What are the consequences of a state controlled by transnational corporations, among them the media giants? First, the media buy laws that enable them to become more consolidated and accumulate more capital. Second, the media will support the state as long as it is obedient to the transnational capitalist class. Third, if a leader manages to become head of state and decides that his loyalty is to the people who elected him, the media will wage war without quarter until that leader is gone.

The Rise and Fall of Reporters Without Borders

Journalists Jean-Guy Allard, Salim Lamrani and Maxime Vivas have written all there is to write about Reporters Without Borders. The facts are there for anyone interested in reading them. I would just like to add two philosophical points to the discussion of this government- and corporate-sponsored group.

The first is that although RSF has close links to the U.S. government, it also receives money from France, the European Union, the United Nations (until recently), from billionaire foundations such as Soros’ Open Society Institute and Taiwan. It is also receiving money from other sources, but who calls the shots?

Given the rise of a transnational capitalist class and the creation of supranational institutions such as the WTO, the EU, the IMF and World Bank, and the WEF, sociologists are struggling to create a new definition of imperialism. Many people still believe in U.S imperialism because it was the United States that lead the worldwide transformation that is globalization. However the overthrow of President Aristide in 2004, although lead by the United States, was actually a collective effort among the elites of four countries (five if you count the Dominican Republic), and it was one in which RSF, international media and NGOs played an important propaganda role. A transformed UN deployed troops after the coup to restore stability, not to restore constitutionality. Other imperialist actions are taking on a transnational character as well.

One way to resolve this problem is to conceptualize a transnational state, which was proposed by William Robinson in A Theory of Transnational Capitalism, among other works. From there, one can hypothesize a kind of imperialism practiced by this state – not as a unified monolith, of course, but a state in formation which already has powerful institutions at its disposal.

This is one reason for the revival of interest in the ideas of Antonio Gramsci. The transnational state, like the nation-state, reproduces itself in civil society; hence, the amazing proliferation of NGOs created or transformed to serve transnational capital, as well as the buying off of existing NGOs. This is a long, imprecise explanation for my hypothesis that RSF serves neither one country nor several, but the transnational state.

My second point is simpler, and it is that one of the propagandistic weapons RSF employs is to accuse leftist Latin American presidents of provoking political polarization.
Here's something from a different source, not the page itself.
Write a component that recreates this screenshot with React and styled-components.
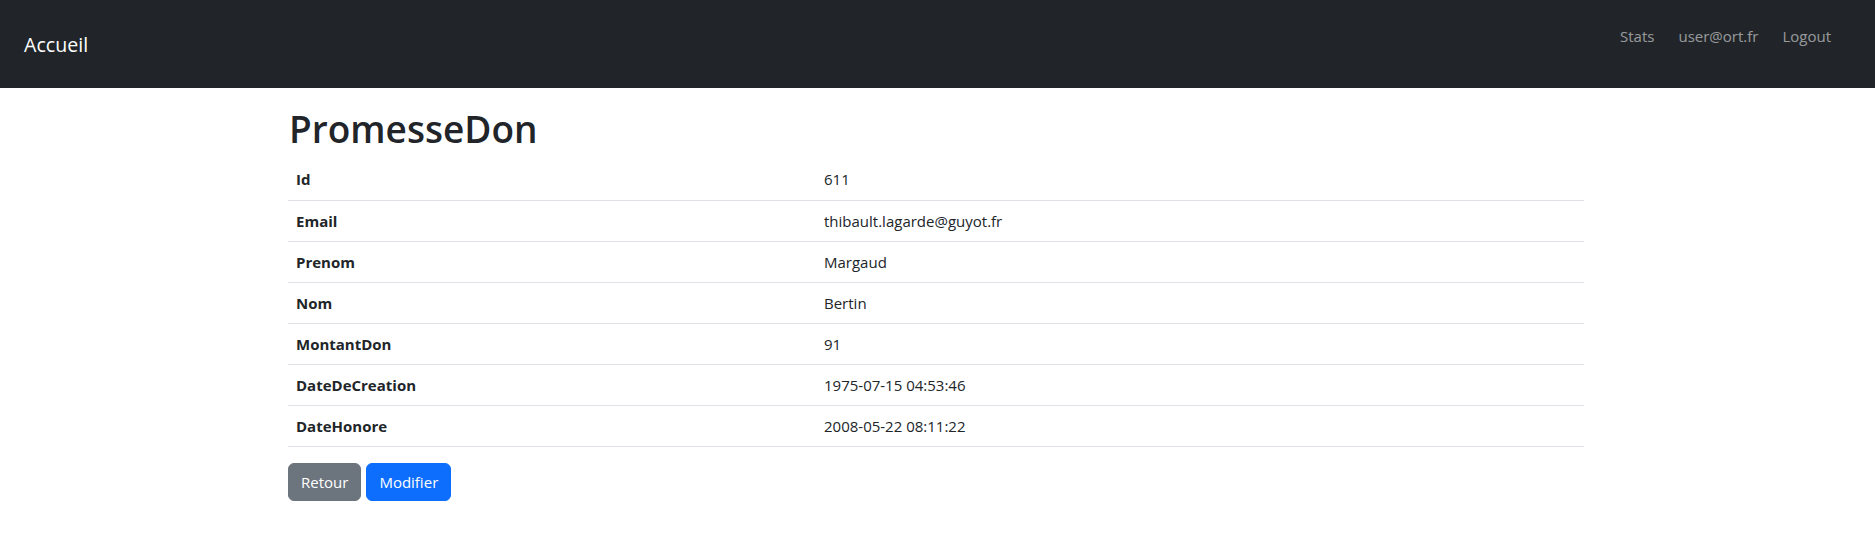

This is just one of its tactics that demonstrates the class character of its work. Polarization is a social phenomenon that occurs when two opposing classes are in conflict. It is only related to press freedom because the capitalist press is acting as a protagonist in the class struggle, committing sedition on behalf of powerful economic interests, of which it is one, but enjoying total impunity in the name of freedom of the press. The only way for a leftist president to avoid increasing polarization is to cease the class struggle. But RSF takes the position that the right to self defense exists only for capital.

The minute a journalist starts to write a story he is making choices colored by his biases. In the face of transcendental events, there is no such thing as impartiality. If a journalist hasn’t picked a side consciously, he or she is already on the wrong side.

End

Diana Barahona recently earned a BA in journalism from CSULB, where she was disruptive, disrespectful and had an agenda, according the chair of the journalism school. She is now studying sociology at CSUF.

Comments

disappearing presidential candidates

Diana Barahona writes that "Dennis Kucinich, John Edwards, and Ralph Nader" "were disappeared from the 2008 presidential race as quickly and definitively as any Soviet leader who fell into disfavor with Stalin" I am puzzled by the egregious comparison, of the likely result of Stalin's disfavor (although one can imagine those who truly do suffer under currently reigning psychopaths, wishing to exchange their fate for exile and hard labor, even for execution), with such official persecutions as Ralph Nader has endured, let alone with the compliant comfort of Kucininch* or of Edwards. *Kucinich "disappeared" himself from the '04 race at that year's Dem. party convention, -- where an overwhelming majority of the delegates arrived, pledged to nominate a peace candidate. Rather than put himself forward as that candidate, or fight for a peace platform (or even a peace plank), Kucinich withdrew his name from consideration in favor of Kerry.